> [TASK DIRECTIONS] Count the lines in the entries below that include the word "styles". Give nothing but the number.

> [SUPPLIED INFORMATION]

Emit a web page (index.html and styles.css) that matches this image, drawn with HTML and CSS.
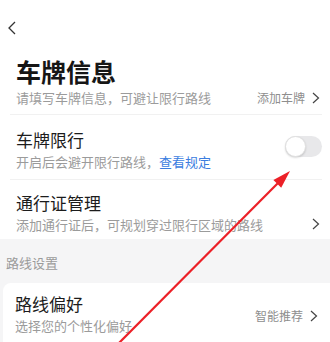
FILE: index.html
```html
<!DOCTYPE html>
<html lang="zh-CN">
<head>
<meta charset="utf-8">
<link rel="stylesheet" href="styles.css">
</head>
<body>
<div class="page">
  <div class="nav">
    <svg class="back" width="10" height="14" viewBox="0 0 10 14"><path d="M8 1 L2 7 L8 13" fill="none" stroke="#333" stroke-width="1.3"/></svg>
  </div>
  <div class="white">
    <div class="head">
      <div class="title">车牌信息</div>
      <div class="line">
        <span class="sub">请填写车牌信息，可避让限行路线</span>
        <span class="more">添加车牌<svg class="chev" width="8" height="12" viewBox="0 0 8 12"><path d="M1 1 L6.5 6 L1 11" fill="none" stroke="#444" stroke-width="1.2"/></svg></span>
      </div>
    </div>
    <div class="row row1">
      <div class="texts">
        <div class="label">车牌限行</div>
        <div class="sub">开启后会避开限行路线，<span class="link">查看规定</span></div>
      </div>
      <div class="toggle"><div class="knob"></div></div>
    </div>
    <div class="row row2">
      <div class="texts">
        <div class="label">通行证管理</div>
        <div class="sub">添加通行证后，可规划穿过限行区域的路线</div>
      </div>
      <svg class="chev end" width="8" height="12" viewBox="0 0 8 12"><path d="M1 1 L6.5 6 L1 11" fill="none" stroke="#444" stroke-width="1.2"/></svg>
    </div>
  </div>
  <div class="section">路线设置</div>
  <div class="card">
    <div class="texts">
      <div class="label">路线偏好</div>
      <div class="sub">选择您的个性化偏好</div>
    </div>
    <span class="more pref">智能推荐<svg class="chev" width="8" height="12" viewBox="0 0 8 12"><path d="M1 1 L6.5 6 L1 11" fill="none" stroke="#444" stroke-width="1.2"/></svg></span>
  </div>
  <svg class="arrow" width="330" height="342" viewBox="0 0 330 342">
    <line x1="118" y1="344" x2="280" y2="181" stroke="#ec2027" stroke-width="2.2"/>
    <polygon points="290,171 281.2,187.7 273.4,179.9" fill="#ec2027"/>
  </svg>
</div>
</body>
</html>
```
FILE: styles.css
```css
html, body {
  margin: 0;
  padding: 0;
  background: #f5f5f6;
}
.page {
  position: relative;
  width: 330px;
  height: 342px;
  overflow: hidden;
  font-family: "Noto Sans CJK SC", "Noto Sans", sans-serif;
  color: #1c1c1c;
  background: #f5f5f6;
}
.nav {
  height: 56px;
  box-sizing: border-box;
  padding: 21px 0 0 7px;
  background: #fff;
}
.back { display: block; }
.white {
  background: #fff;
  padding: 0 8px 0 10px;
}
.head {
  padding: 0 0 7px 6px;
  border-bottom: 1px solid #f1f1f1;
}
.title {
  font-size: 25px;
  line-height: 30px;
  font-weight: 700;
  color: #161616;
}
.line {
  display: flex;
  justify-content: space-between;
  align-items: center;
  margin-top: 3px;
}
.sub {
  font-size: 13px;
  line-height: 18px;
  color: #9b9b9b;
}
.more {
  display: flex;
  align-items: center;
  font-size: 12px;
  line-height: 18px;
  color: #8e8e8e;
  margin-right: 2px;
}
.chev { display: block; margin-left: 7px; }
.row {
  display: flex;
  justify-content: space-between;
  padding-left: 6px;
}
.row1 {
  padding-top: 14px;
  padding-bottom: 8px;
  border-bottom: 1px solid #f1f1f1;
  align-items: flex-start;
}
.row2 {
  padding-top: 12px;
  padding-bottom: 5px;
  align-items: flex-end;
}
.row2 .end { margin-right: 2px; margin-bottom: 4px; }
.label {
  font-size: 17px;
  line-height: 22px;
  color: #1c1c1c;
}
.texts .sub { margin-top: 2px; }
.link { color: #3b7ddf; }
.toggle {
  width: 37px;
  height: 21px;
  margin-top: 7px;
  border-radius: 11px;
  background: #e8e8ea;
  position: relative;
}
.knob {
  position: absolute;
  left: 0;
  top: 0;
  width: 21px;
  height: 21px;
  box-sizing: border-box;
  border-radius: 50%;
  background: #fff;
  border: 1px solid #e0e0e0;
  box-shadow: 0 1px 2px rgba(0,0,0,0.15);
}
.section {
  padding: 15px 0 11px 6px;
  font-size: 13px;
  line-height: 18px;
  color: #9b9b9b;
}
.card {
  margin-left: 3px;
  background: #fff;
  border-radius: 8px 0 0 0;
  padding: 10px 0 10px 12px;
  display: flex;
  justify-content: space-between;
  align-items: flex-start;
}
.pref {
  margin-top: 14px;
  margin-right: 12px;
}
.arrow {
  position: absolute;
  left: 0;
  top: 0;
}
```
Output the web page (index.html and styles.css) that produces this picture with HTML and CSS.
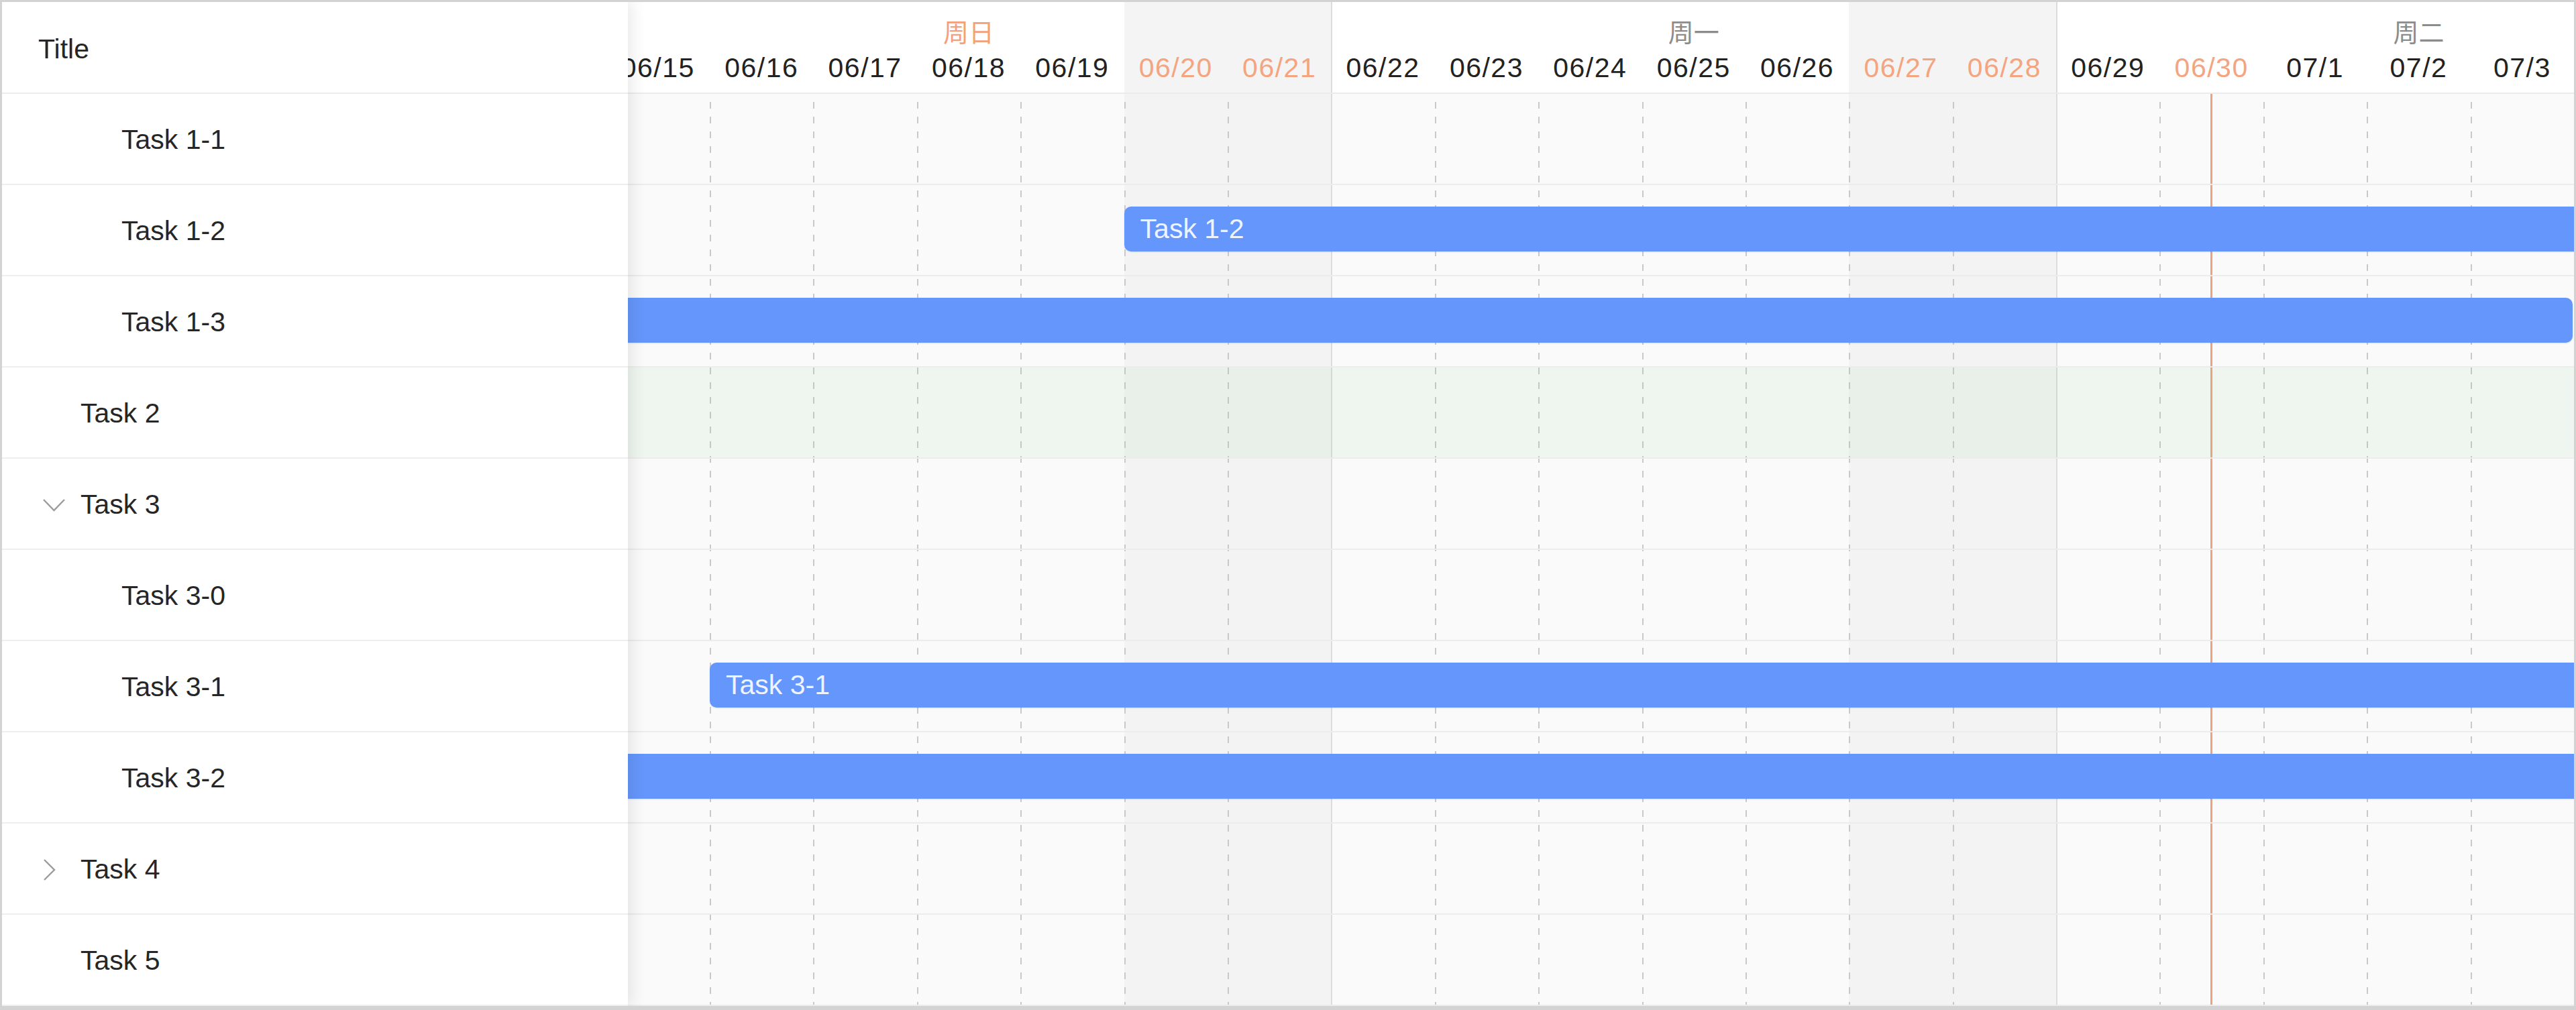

> [RESPONSE BELOW] 4